Эмблемы особенно полезны в фирменном жанре модерна – детективном романе, где они могут быть своего рода условными знаками, и это отлично понимала Агата Кристи. У Эркюля Пуаро таких знаков целая куча, в которой мы обнаружим и его усы, и любимый напиток, ячменный отвар, а у мисс Марпл всегда под рукой вязание. Все они создают героям определенное положение в их мире. Даже когда появился самый первый роман о Пуаро, вечные его небольшие стычки с окружающими были знаком человека несколько старомодного, этакого консерватора. Это описание говорит о Пуаро почти все. Ничего нового Кристи здесь не изобрела. Такая практика восходит как минимум к Шерлоку Холмсу, его войлочной шляпе (правду сказать, он надевает ее совсем нечасто), пенковой трубке и семипроцентному раствору кокаина. Целое поколение детективов и полицейских на вторых ролях получило свои личные талисманы: монокль лорда Питера Уимзи, Аста, фокстерьер Ника и Норы Чарльз, орхидеи и желтая рубашка Ниро Вульфа, кухонные хлопоты Спенсера у Роберта Б. Паркера (а если подумать, является ли Хоук – или любой другой приятель – эмблемой героя? Или Сюзан Сильверман, его давняя, когда-то благородная подруга?), или пластинки с блюзами (только в женском исполнении) Карлотты Карлайл, созданной Линдой Барнс. С другой стороны, если женщина-детектив ростом под метр восемьдесят, с пламенеющими рыжими волосами, как у Карлотты, то о чем еще тут говорить?

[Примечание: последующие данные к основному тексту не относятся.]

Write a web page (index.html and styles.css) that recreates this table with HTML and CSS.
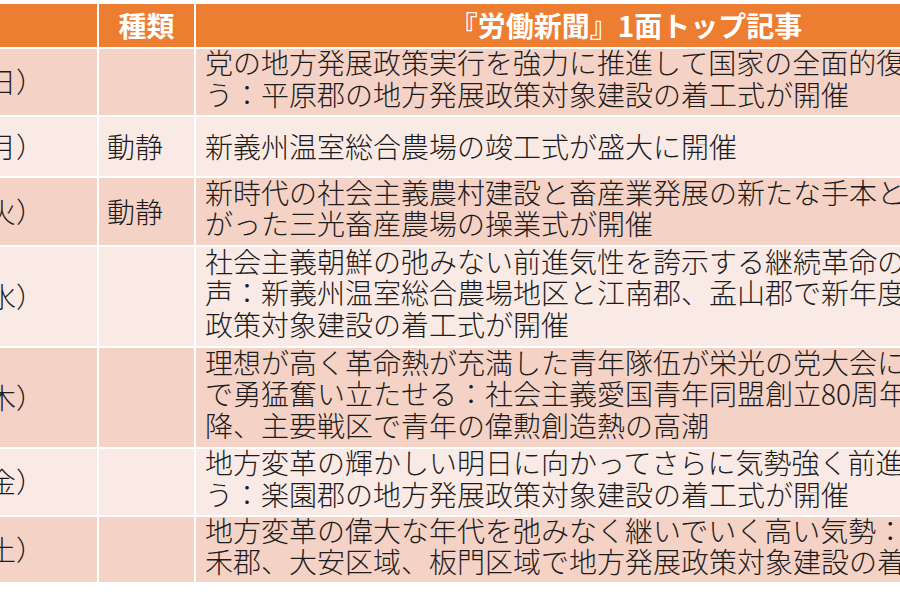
FILE: index.html
```html
<!DOCTYPE html>
<html lang="ja">
<head>
<meta charset="utf-8">
<title>労働新聞 1面トップ記事</title>
<link rel="stylesheet" href="styles.css">
</head>
<body>
<div class="table">
  <div class="row head">
    <div class="cell date"></div>
    <div class="cell kind">種類</div>
    <div class="cell title">『労働新聞』1面トップ記事</div>
  </div>
  <div class="row band r1">
    <div class="cell date">日）</div>
    <div class="cell kind"></div>
    <div class="cell text multi">党の地方発展政策実行を強力に推進して国家の全面的復<br>う：平原郡の地方発展政策対象建設の着工式が開催</div>
  </div>
  <div class="row light r2">
    <div class="cell date">月）</div>
    <div class="cell kind">動静</div>
    <div class="cell text">新義州温室総合農場の竣工式が盛大に開催</div>
  </div>
  <div class="row band r3">
    <div class="cell date">火）</div>
    <div class="cell kind">動静</div>
    <div class="cell text multi">新時代の社会主義農村建設と畜産業発展の新たな手本と<br>がった三光畜産農場の操業式が開催</div>
  </div>
  <div class="row light r4">
    <div class="cell date">水）</div>
    <div class="cell kind"></div>
    <div class="cell text multi">社会主義朝鮮の弛みない前進気性を誇示する継続革命の<br>声：新義州温室総合農場地区と江南郡、孟山郡で新年度<br>政策対象建設の着工式が開催</div>
  </div>
  <div class="row band r5">
    <div class="cell date">木）</div>
    <div class="cell kind"></div>
    <div class="cell text multi">理想が高く革命熱が充満した青年隊伍が栄光の党大会に<br>で勇猛奮い立たせる：社会主義愛国青年同盟創立80周年<br>降、主要戦区で青年の偉勲創造熱の高潮</div>
  </div>
  <div class="row light r6">
    <div class="cell date">金）</div>
    <div class="cell kind"></div>
    <div class="cell text multi">地方変革の輝かしい明日に向かってさらに気勢強く前進<br>う：楽園郡の地方発展政策対象建設の着工式が開催</div>
  </div>
  <div class="row band r7">
    <div class="cell date">土）</div>
    <div class="cell kind"></div>
    <div class="cell text multi">地方変革の偉大な年代を弛みなく継いでいく高い気勢：<br>禾郡、大安区域、板門区域で地方発展政策対象建設の着</div>
  </div>
</div>
</body>
</html>
```

FILE: styles.css
```css
html, body {
  margin: 0;
  padding: 0;
  background: #ffffff;
  overflow: hidden;
  width: 900px;
  height: 600px;
}

body {
  font-family: "Noto Sans CJK JP", "Noto Sans", sans-serif;
  color: #1c1c1c;
  font-size: 28px;
  font-weight: 300;
}

.table {
  width: 1056px;
  margin-top: 4px;
  display: flex;
  flex-direction: column;
  gap: 2px;
}

.row {
  display: grid;
  grid-template-columns: 97px 95px 860px;
  column-gap: 2px;
}

.head { height: 43px; }
.r1 { height: 66px; }
.r2 { height: 59px; }
.r3 { height: 67px; }
.r4 { height: 99px; }
.r5 { height: 99px; }
.r6 { height: 66px; }
.r7 { height: 65px; }

.cell {
  display: flex;
  align-items: center;
  white-space: nowrap;
  overflow: hidden;
  line-height: 31.5px;
}

.head .cell {
  background: #ed7d31;
  color: #ffffff;
  font-weight: 700;
  justify-content: center;
}

.band .cell { background: #f5d2c6; }
.light .cell { background: #faeae6; }

.date {
  text-indent: -12px;
  overflow: visible;
}

.kind {
  padding: 0 8px;
}

.head .kind,
.head .title {
  padding: 0;
}

.text {
  padding: 0 9px;
}

.multi {
  padding-bottom: 7px;
}
```
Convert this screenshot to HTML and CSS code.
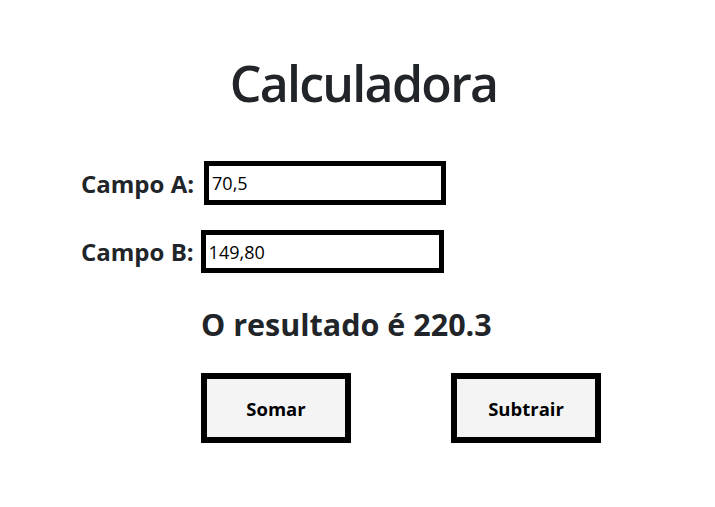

Иногда эмблемы повторяются, создавая своего рода мотив. В «Поездке в Индию»[31]
Эдвард Морган Форстер рисует главного героя, доктора Азиза, через виды транспорта. Такая смена средств передвижения позволяет нам, если можно так выразиться, следить за движением Азиза вперед. Сначала он появляется, когда едет на велосипеде к своему другу Хамидулле, потом, после того как на велосипедном колесе спустила шина, нанимает запряженную пони двуколку, чтобы ехать к бунгало Каллендера. Он видит, как англичанки бесцеремонно, как будто так и надо, забирают его двуколку, чтобы отправиться в клуб, куда индийцам вход воспрещен, и заставляют его пешком идти домой; всем этим ему довольно грубо указывают на его место. Затем поезд, на котором Азиз совершает злосчастную поездку на Марабарские холмы, потом упоминается угнанная машина, прокатившись на которой Азиз снова попадает в тюрьму. Потом, когда все обвинения сняты, его уносят силы совершенно ему неподконтрольные – вот-вот вспыхнет восстание – в великолепном ландо.Особое чудо Форстер творит с парой лошадей. Почти в самом начале романа Азиз по-дружески играет в поло с молодым английским офицером. Это стремление приобщиться к среднему классу, представленному занявшими страну британцами, показывает нам иллюзии, в которых пребывает молодой доктор. К нему никогда не будут относиться как к равному, хотя, например, офицер считает его приятным человеком. Все фальшиво с самого начала. Он одалживает пони у своего более удачливого друга Хамидуллы прежде всего для практики, и, хотя умело держится в седле, игра для него совсем непривычна; ему приходится обдумывать каждое свое действие, ведь он здесь – человек со стороны. Мнимые товарищеские отношения между индийцем-врачом и англичанином-военным возможны лишь в искусственном мире спортивной площадки, и то лишь потому, что оба тщательно избегают всех различий: ничто другое, кроме поло, их не связывает. В конце романа Азиз снова едет верхом; это своего рода прощальная прогулка с его старым другом, Филдингом. Они разговаривают; они едут верхом; они спорят об индийской идентичности и возможных вариантах становления государственности; ни о чем таком Азиз никогда не смог бы говорить ни с молодым офицером, ни с каким-нибудь другим англичанином в романе. Они друзья и поэтому могут спорить так откровенно и даже горячо. Вот только дружба эта обречена. В волшебном последнем абзаце лошади своим поведением отвечают на вопрос Филдинга, почему она невозможна в современной им Индии.
Вот только лошади этого не хотели – они расходились все дальше; не хотела этого земля, выставляя перед ними скалы, между которыми всадникам приходилось пробираться по одному, так узка была тропа; храмы, емкость для воды, тюрьма, дворец, птицы, туша павшего животного, Большой Дом, показавшийся вдали, как только они миновали проход и увидели под собой Мау: все они не хотели этого, сотни голосов твердили: «Нет, еще нет», а небо говорило: «Нет, не там».